By many accounts, Woodard has,since moving to L.A. in 1974, bagged most of what there is of the good and sort-of-good stuff for Afro-American actresses in these lean times--even if Whoopi Goldberg, not she, played the role Woodard dearly wanted in The Color Purple and Lonette McKee played the girlfriend role Woodard sought opposite Richard Pryor in Brewster's Millions. But does she still have to audition for filmmakers? Recently, she says, "I read for Stanley what's-his-name? You know, decadent, wacky Stanley. Tarantino, that's it. I mean, Quentin. Anyway, that was for Pulp Fiction and he was seeing me, Halle Berry, I think Annabella Sciorra and Uma Thurman. But he was looking at an array of people who looked nothing alike and weren't the same ages, so I understood what track he was on and didn't mind it." (In the end, Uma Thurman got the role.) How does Woodard feel, after all this time, about getting psyched up to see directors about parts? "Well, I dolled up when I went to read for Larry Kasdan and Grand Canyon," she answers, "because I wanted a different role from the one he was thinking of me for. But I ain't gonna jump through no hoops for anyone's private Cirque du Soleil. It's all about how the director feels in the moment or how I make them feel. See, I'm the average American person, so my only gauge when I'm thinking about a role is, 'What makes me interested?' I'm the one who's gonna be with me all the time, and if I can keep myself from being bored with what I'm doing, then nobody else can tell me they're bored with what I'm doing."
At least Tarantino and some others seem to appreciate about Woodard what I do: that she's not only a formidable actor, but a pretty much untapped source of sensuality on-screen. She shrugs it off. "When I first came to L.A., I was told I didn't look 'black American' enough, just as white, all-American girls get put through a test to see if they're the 'look,' and, if they don't pass, they play the friend or the babysitter. Darling, you have to realize, it's just in the past couple of years that the fantasy machine can admit that a brown-skinned woman who has African features could be appealing. Strong, nurturing, victimized, yes. Appealing? Very recent. [The same is true of] black men, too. Denzel makes 'em squirm whenever he touches a white woman. And every woman wants to be touched by Denzel. Oh, I shouldn't say shit like that, I should say they find him 'terribly attractive.'"
While we're on this topic, what is sexy in movies? "Movies don't tend to be really sexy, because when you set out to be sexy, it's funny. Real sexuality drips off you like vapor. You don't even know you're doing it. I have nothing against Sharon Stone, but if I wanted to do something that she would do--actually, I've never seen anything I'd want to do that she has--it would have to be really sexy for a reason.
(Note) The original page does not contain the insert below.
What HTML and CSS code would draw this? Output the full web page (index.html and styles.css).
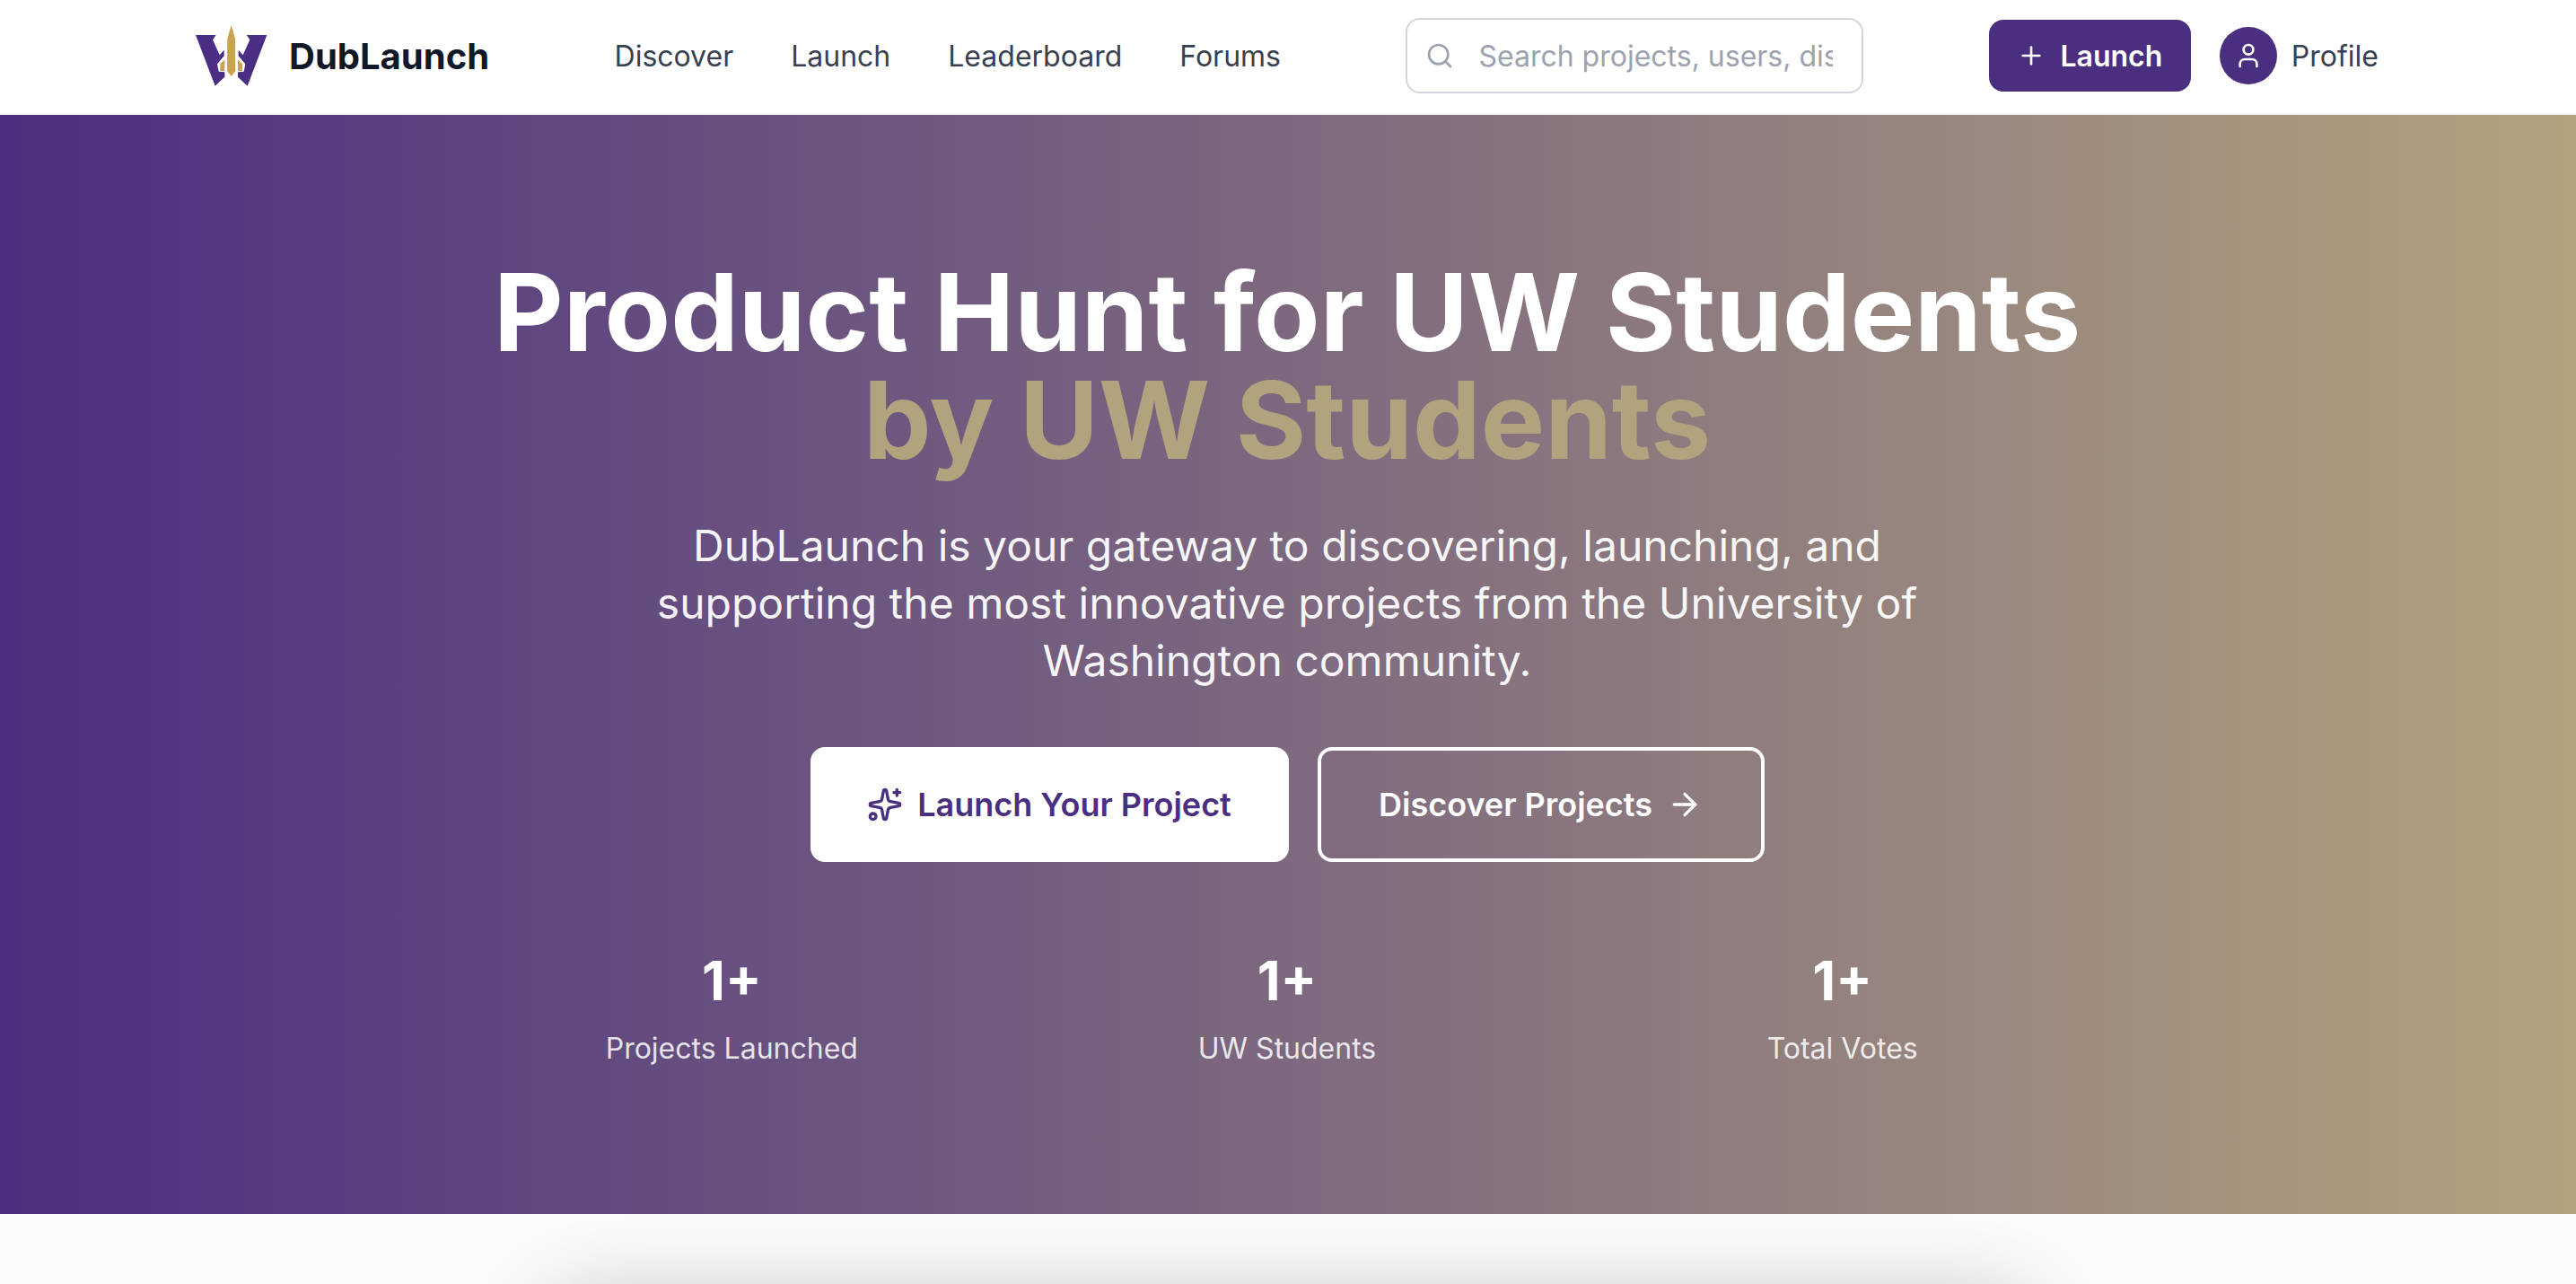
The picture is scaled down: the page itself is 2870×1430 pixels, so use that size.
FILE: index.html
```html
<!DOCTYPE html>
<html lang="en">
<head>
    <meta charset="UTF-8">
    <title>DubLaunch</title>
    <link rel="stylesheet" href="styles.css">
</head>
<body>

<header class="navbar">
    <div class="nav-inner">
        <a href="#" class="brand">
            <svg class="brand-logo" viewBox="40 25 240 204">
                <polygon class="logo-purple" points="40,58 108,58 97,74 120,125 135,108 135,128 112,155 117,180 137,182 137,198 105,228"/>
                <polygon class="logo-purple" points="278,58 210,58 221,74 198,125 183,108 183,128 206,155 201,180 181,182 181,198 213,228"/>
                <polygon class="logo-gold" points="159,25 172,70 173,178 159,196 145,178 146,70"/>
                <polygon class="logo-gold" points="122,155 137,140 137,178 122,178"/>
                <polygon class="logo-gold" points="196,155 181,140 181,178 196,178"/>
            </svg>
            <span>DubLaunch</span>
        </a>

        <nav class="nav-links">
            <a href="#">Discover</a>
            <a href="#">Launch</a>
            <a href="#">Leaderboard</a>
            <a href="#">Forums</a>
        </nav>

        <div class="search-box">
            <svg class="icon search-icon" viewBox="0 0 24 24"><circle cx="11" cy="11" r="8"/><path d="m21 21-4.3-4.3"/></svg>
            <input type="text" placeholder="Search projects, users, discussions...">
        </div>

        <div class="nav-actions">
            <a href="#" class="launch-btn">
                <svg class="icon" viewBox="0 0 24 24"><path d="M5 12h14"/><path d="M12 5v14"/></svg>
                Launch
            </a>
            <a href="#" class="profile-link">
                <span class="avatar">
                    <svg class="icon" viewBox="0 0 24 24"><path d="M19 21v-2a4 4 0 0 0-4-4H9a4 4 0 0 0-4 4v2"/><circle cx="12" cy="7" r="4"/></svg>
                </span>
                Profile
            </a>
        </div>
    </div>
</header>

<section class="hero">
    <h1>Product Hunt for UW Students<br><span class="gold">by UW Students</span></h1>
    <p class="hero-text">DubLaunch is your gateway to discovering, launching, and supporting the most innovative projects from the University of Washington community.</p>

    <div class="hero-buttons">
        <a href="#" class="btn btn-white">
            <svg class="icon" viewBox="0 0 24 24">
                <path d="M11.017 2.814a1 1 0 0 1 1.966 0l1.051 5.558a2 2 0 0 0 1.594 1.594l5.558 1.051a1 1 0 0 1 0 1.966l-5.558 1.051a2 2 0 0 0-1.594 1.594l-1.051 5.558a1 1 0 0 1-1.966 0l-1.051-5.558a2 2 0 0 0-1.594-1.594l-5.558-1.051a1 1 0 0 1 0-1.966l5.558-1.051a2 2 0 0 0 1.594-1.594z"/>
                <path d="M20 2v4"/><path d="M22 4h-4"/><circle cx="4" cy="20" r="2"/>
            </svg>
            Launch Your Project
        </a>
        <a href="#" class="btn btn-outline">
            Discover Projects
            <svg class="icon" viewBox="0 0 24 24"><path d="M5 12h14"/><path d="m12 5 7 7-7 7"/></svg>
        </a>
    </div>

    <div class="stats">
        <div class="stat">
            <div class="stat-number">1+</div>
            <div class="stat-label">Projects Launched</div>
        </div>
        <div class="stat">
            <div class="stat-number">1+</div>
            <div class="stat-label">UW Students</div>
        </div>
        <div class="stat">
            <div class="stat-number">1+</div>
            <div class="stat-label">Total Votes</div>
        </div>
    </div>
</section>

<section class="content">
    <div class="content-card"></div>
</section>

</body>
</html>
```

FILE: styles.css
```css
* {
    box-sizing: border-box;
}

html, body {
    height: 100%;
    overflow: hidden;
}

body {
    margin: 0;
    font-family: 'Inter', 'Liberation Sans', sans-serif;
    background-color: #fbfaf8;
    color: #111827;
}

a {
    text-decoration: none;
    color: inherit;
}

.icon {
    width: 32px;
    height: 32px;
    fill: none;
    stroke: currentColor;
    stroke-width: 2;
    stroke-linecap: round;
    stroke-linejoin: round;
    flex-shrink: 0;
}

.navbar {
    background-color: white;
    height: 128px;
    padding: 0 2px 2px 0;
    border-bottom: 2px solid #f0eff4;
}

.nav-inner {
    max-width: 2560px;
    height: 100%;
    margin: 0 auto;
    padding: 0 64px;
    display: flex;
    justify-content: space-between;
    align-items: center;
}

.brand {
    display: flex;
    align-items: center;
    gap: 24px;
    font-size: 40px;
    font-weight: 700;
    color: #111827;
}

.brand-logo {
    width: 80px;
    height: 68px;
}

.logo-purple {
    fill: #4b2e83;
}

.logo-gold {
    fill: #c9a34e;
}

.nav-links {
    display: flex;
    gap: 64px;
    font-size: 32px;
    color: #374151;
}

.search-box {
    width: 510px;
    height: 84px;
    display: flex;
    align-items: center;
    gap: 27px;
    padding: 0 32px 0 20px;
    border: 2px solid #d1d5db;
    border-radius: 16px;
    background-color: white;
}

.search-icon {
    color: #9ca3af;
}

.search-box input {
    flex: 1;
    min-width: 0;
    border: none;
    outline: none;
    padding: 0;
    font-family: inherit;
    font-size: 32px;
    background: none;
}

.search-box input::placeholder {
    color: #9ca3af;
    opacity: 1;
}

.nav-actions {
    display: flex;
    align-items: center;
    gap: 32px;
}

.launch-btn {
    display: flex;
    align-items: center;
    justify-content: center;
    gap: 16px;
    width: 225px;
    height: 80px;
    background-color: #4a2f80;
    color: white;
    border-radius: 16px;
    font-size: 32px;
    font-weight: 600;
}

.profile-link {
    display: flex;
    align-items: center;
    gap: 16px;
    font-size: 32px;
    color: #374151;
}

.avatar {
    width: 64px;
    height: 64px;
    border-radius: 50%;
    background-color: #4a2f80;
    color: white;
    display: flex;
    align-items: center;
    justify-content: center;
}

.hero {
    height: 1224px;
    padding: 160px 2px 0 0;
    background: linear-gradient(90deg, #4a2f80, #b1a37e);
    color: white;
    text-align: center;
}

.hero h1 {
    margin: 0 0 48px;
    font-size: 120px;
    line-height: 120px;
    font-weight: 700;
}

.gold {
    color: #b1a37e;
}

.hero-text {
    width: 1536px;
    margin: 0 auto 64px;
    font-size: 48px;
    line-height: 64px;
    color: rgba(255, 255, 255, 0.95);
}

.hero-buttons {
    display: flex;
    justify-content: center;
    gap: 32px;
}

.btn {
    display: flex;
    align-items: center;
    justify-content: center;
    gap: 16px;
    height: 128px;
    border-radius: 16px;
    font-size: 36px;
    font-weight: 600;
}

.btn .icon {
    width: 40px;
    height: 40px;
}

.btn-white {
    width: 533px;
    background-color: white;
    color: #4a2f80;
}

.btn-outline {
    width: 498px;
    border: 4px solid white;
    color: white;
}

.stats {
    display: grid;
    grid-template-columns: repeat(3, 1fr);
    gap: 64px;
    width: 1792px;
    margin: 96px auto 0;
}

.stat-number {
    font-size: 60px;
    line-height: 72px;
    font-weight: 700;
}

.stat-label {
    margin-top: 16px;
    font-size: 32px;
    line-height: 48px;
    color: rgba(255, 255, 255, 0.85);
}

.content {
    padding-top: 96px;
}

.content-card {
    width: 1640px;
    height: 800px;
    margin: 0 auto;
    background-color: white;
    border-radius: 32px;
    box-shadow: 0 0 90px rgba(0, 0, 0, 0.24);
}
```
Otherwise, you might just as well be in Penthouse."
Guessing that I'm in for an earful, I ask Woodard what she thinks of the Menace II Society/Hughes Brothers/ New Jack City school of moviemaking--the "new black cinema"?
"Suddenly, anybody who falls out of a housing project or a low-riding car is getting a studio deal," she observes, eyes flashing. "I don't want to see a new film every week with crotch-grabbing, bitch-swearing and guns. I resent these movies being passed off as 'cinema.' Why is it that when most of the guys get deals with a studio, the deal stipulates that their movies have to be inner-city, hardcore, urban dredge? I'm not talking about Boyz N the Hood, because John Singleton is a remarkable filmmaker. Everybody knows who I'm talking about. Though I don't believe in naming names, I'll speak the truth to shame the devil. I'm gonna talk about the people that keep throwing money at them. Most of these studio [bosses], like the people they're making deals with, are hustlers who will do anything to put over their hustle and to pass it off as cinema. A lot of the [public's] only contact with 'other' people is what they see on TV or on the movie screen. So, if all they're seeing is young black boys with Uzis, they're going, 'Yeah, that's why I'm a racist, that's why I don't want those people near my garage or my daughter or my whatever.'"
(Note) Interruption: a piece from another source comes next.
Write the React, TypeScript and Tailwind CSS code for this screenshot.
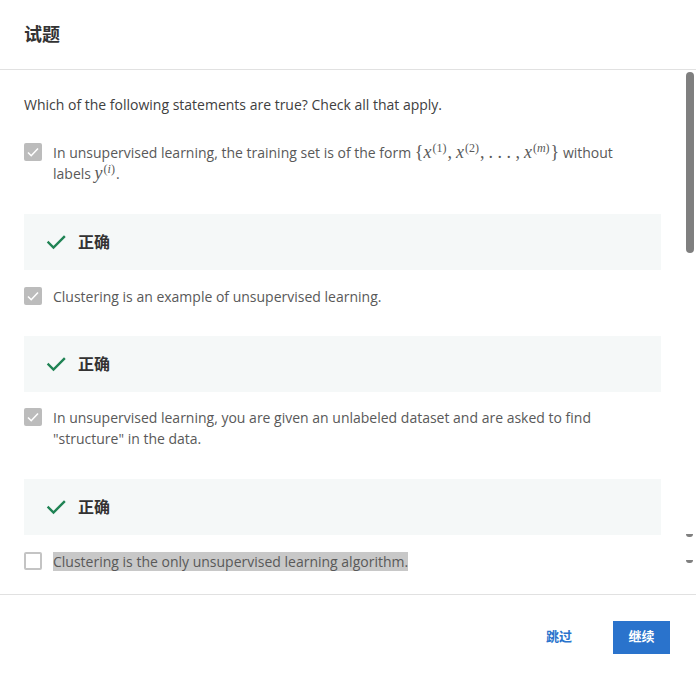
import React from "react";

const Check = ({ className }: { className?: string }) => (
  <svg viewBox="0 0 20 20" className={className} fill="none">
    <path d="M2.5 10.5l5 5L18 5" stroke="currentColor" strokeWidth="2.4" strokeLinecap="square" />
  </svg>
);

const Box = ({ checked }: { checked: boolean }) =>
  checked ? (
    <span className="mt-[1px] flex h-[18px] w-[18px] shrink-0 items-center justify-center rounded-[2px] bg-[#bcbcbc]">
      <svg viewBox="0 0 18 18" className="h-[18px] w-[18px]" fill="none">
        <path d="M4 9.5l3.2 3.2L14 5.5" stroke="#fff" strokeWidth="1.6" />
      </svg>
    </span>
  ) : (
    <span className="mt-[1px] h-[18px] w-[18px] shrink-0 rounded-[2px] border-2 border-[#c4c4c4] bg-white" />
  );

const Correct = () => (
  <div className="flex h-[56px] items-center bg-[#f5f8f8] pl-[22px]">
    <Check className="h-[20px] w-[20px] text-[#1f8354]" />
    <span className="ml-[12px] text-[16px] font-semibold text-[#333]">正确</span>
  </div>
);

const M = ({ children }: { children: React.ReactNode }) => (
  <span className="font-['Liberation_Serif',serif] text-[18px] leading-[0] italic">{children}</span>
);
const Sup = ({ children }: { children: React.ReactNode }) => (
  <sup className="mr-[1px] ml-[1px] font-['Liberation_Serif',serif] text-[12px] leading-[0] not-italic">{children}</sup>
);

const Option = ({ checked, children }: { checked: boolean; children: React.ReactNode }) => (
  <div className="flex gap-[11px]">
    <Box checked={checked} />
    <div className="pr-[12px] text-[14px] leading-[21px] text-[#595959]">{children}</div>
  </div>
);

export default function App() {
  return (
    <div className="flex h-[679px] w-[696px] flex-col bg-white font-['Open_Sans','Noto_Sans_CJK_SC',sans-serif]">
      <div className="flex h-[70px] shrink-0 items-center border-b border-[#e1e1e1] px-[24px]">
        <h1 className="text-[18px] font-bold text-[#333]">试题</h1>
      </div>
      <div className="relative flex-1 overflow-hidden">
        <div className="pl-[24px] pr-[35px] pt-[25px]">
          <p className="text-[14px] leading-[20px] text-[#404040]">
            Which of the following statements are true? Check all that apply.
          </p>
          <div className="mt-[27px]">
            <Option checked>
              In unsupervised learning, the training set is of the form{" "}
              <span className="font-['Liberation_Serif',serif] text-[18px] leading-[0]">
                {"{"}
                <M>x</M>
                <Sup>(1)</Sup>,<span className="inline-block w-[4px]" />
                <M>x</M>
                <Sup>(2)</Sup>,<span className="inline-block w-[4px]" />. . . ,<span className="inline-block w-[4px]" />
                <M>x</M>
                <Sup>
                  (<i>m</i>)
                </Sup>
                {"}"}
              </span>{" "}
              without labels{" "}
              <span className="leading-[0]">
                <M>y</M>
                <Sup>
                  (<i>i</i>)
                </Sup>
              </span>
              .
            </Option>
          </div>
          <div className="mt-[30px]">
            <Correct />
          </div>
          <div className="mt-[16px]">
            <Option checked>Clustering is an example of unsupervised learning.</Option>
          </div>
          <div className="mt-[29px]">
            <Correct />
          </div>
          <div className="mt-[15px]">
            <Option checked>
              In unsupervised learning, you are given an unlabeled dataset and are asked to find "structure" in the
              data.
            </Option>
          </div>
          <div className="mt-[30px]">
            <Correct />
          </div>
          <div className="mt-[16px]">
            <Option checked={false}>
              <span className="bg-[#c8c8c8]">Clustering is the only unsupervised learning algorithm.</span>
            </Option>
          </div>
        </div>
        <div className="absolute right-[2px] top-[2px] h-[181px] w-[8px] rounded-full bg-[#7f7f7f]" />
        <div className="absolute right-[3px] top-[464px] h-[3px] w-[7px] rounded-b-[3px] bg-[#7f7f7f]" />
        <div className="absolute right-[3px] top-[490px] h-[3px] w-[7px] rounded-b-[3px] bg-[#7f7f7f]" />
      </div>
      <div className="flex h-[85px] shrink-0 items-center justify-end gap-[41px] border-t border-[#e1e1e1] pr-[26px]">
        <button type="button" className="text-[13px] font-bold text-[#2a73cc]">
          跳过
        </button>
        <button type="button" className="h-[33px] w-[57px] bg-[#2a73cc] text-[13px] font-bold text-white">
          继续
        </button>
      </div>
    </div>
  );
}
Woodard continues, quietly fiery. "Our young moviemakers have got to learn that the conditions of these movie deals have nothing to do with African-Americans as people. They don't know they're mimicking the man. They think they're doing something all their own, when they're just getting used as sound bites and props that make the Hollywood powers-that-be, who are very insecure people, feel better about themselves. If movies are fantasies, then today they're the fantasies of men. They've never given America anything but their own private little locker-room fantasies. These men need people to behave a certain way in their fantasies, which is why women are still running around just decorating the screen. If a real woman is on-camera, she's called a strong woman. As if every woman ain't strong. These men need to keep saying, 'America's not ready for this or that,' when they're so out of touch with what the hell America is ready for.
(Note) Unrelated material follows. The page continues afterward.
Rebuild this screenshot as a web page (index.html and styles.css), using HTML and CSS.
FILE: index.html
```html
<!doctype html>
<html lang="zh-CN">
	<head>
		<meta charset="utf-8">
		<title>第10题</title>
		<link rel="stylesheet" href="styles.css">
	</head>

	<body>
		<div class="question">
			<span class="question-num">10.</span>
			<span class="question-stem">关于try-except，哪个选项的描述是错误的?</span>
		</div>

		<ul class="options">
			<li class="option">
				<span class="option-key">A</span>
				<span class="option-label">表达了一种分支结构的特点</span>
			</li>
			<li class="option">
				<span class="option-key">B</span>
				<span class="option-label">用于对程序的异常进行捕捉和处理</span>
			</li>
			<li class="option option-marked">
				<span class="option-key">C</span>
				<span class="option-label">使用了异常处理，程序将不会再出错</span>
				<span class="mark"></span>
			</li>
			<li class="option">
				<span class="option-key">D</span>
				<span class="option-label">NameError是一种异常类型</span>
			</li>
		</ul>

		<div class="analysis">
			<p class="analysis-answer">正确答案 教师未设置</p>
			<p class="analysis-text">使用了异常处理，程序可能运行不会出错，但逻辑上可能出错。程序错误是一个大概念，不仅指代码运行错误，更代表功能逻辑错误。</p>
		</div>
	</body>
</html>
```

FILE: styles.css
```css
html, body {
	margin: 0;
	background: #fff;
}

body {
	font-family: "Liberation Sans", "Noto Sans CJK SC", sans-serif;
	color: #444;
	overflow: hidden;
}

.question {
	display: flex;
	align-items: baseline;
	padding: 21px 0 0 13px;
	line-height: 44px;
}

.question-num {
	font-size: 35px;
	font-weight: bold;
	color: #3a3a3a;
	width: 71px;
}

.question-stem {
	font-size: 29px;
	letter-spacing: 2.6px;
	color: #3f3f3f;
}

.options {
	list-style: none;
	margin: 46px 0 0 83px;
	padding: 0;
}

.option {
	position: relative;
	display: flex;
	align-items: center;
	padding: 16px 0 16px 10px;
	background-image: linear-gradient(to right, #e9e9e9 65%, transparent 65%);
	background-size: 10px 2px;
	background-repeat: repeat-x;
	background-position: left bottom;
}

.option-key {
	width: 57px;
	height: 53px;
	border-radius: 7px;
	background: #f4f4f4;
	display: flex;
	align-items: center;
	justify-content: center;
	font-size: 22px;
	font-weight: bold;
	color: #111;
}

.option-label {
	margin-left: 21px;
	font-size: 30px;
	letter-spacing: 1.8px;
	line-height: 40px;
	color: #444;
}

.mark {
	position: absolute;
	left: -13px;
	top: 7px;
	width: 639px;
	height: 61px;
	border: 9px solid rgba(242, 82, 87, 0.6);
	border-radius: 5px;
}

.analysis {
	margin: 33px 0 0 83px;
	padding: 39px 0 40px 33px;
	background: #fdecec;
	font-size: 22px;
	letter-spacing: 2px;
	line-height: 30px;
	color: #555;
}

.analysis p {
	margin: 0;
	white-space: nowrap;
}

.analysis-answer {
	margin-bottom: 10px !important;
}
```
"It's easier for the guys who run this town to imagine that black people, brown people, poor people are so completely different from them. It's much less frightening for them to project images on the screen of gun-wielding, crack-selling bangers," Woodard adds. "If [studio bosses] thought for a minute about black people, brown people, poor people as people, they would then have to admit that there isn't all that much that separates their lives, their nice houses from those 'other' people. The executives would have to acknowledge that it is only by privilege of color that they might be in the job they hold, the house they're in. That's why our best actors, directors and producers, people with wonderful stories about people of color, have been trying and failing to get audiences with the powers-that-be. But let some kid bring in a project with gang kids packing Uzis and they've got a deal. If Hollywood executives find something that makes them money, it's like a gang bang. This just pisses me off. See, now you've gotten me serious and sincere, right?"
Clearly, Woodard separates out from the pack not only John Singleton, but also Spike Lee, for whom she stars in Crooklyn. "There are guys who will not be denied. Spike could live in a country where it was against the law to speak to anybody, and he would still be making films. He's an auteur who furthers the stock of the state of the art for American filmmakers the way Bob Altman does. He's one of the few that, when you think of the history of film, you can see him writing his pages. Even when he makes mistakes, I'm excited by them. I don't know what Crooklyn looks like, but I know that Spike is really excited about it, and Spike excited is, like, a funny picture. It's a movie [where] you see black people move around in a world, not just in a low-riding car. And I'm such a bitch in it, a real screamer."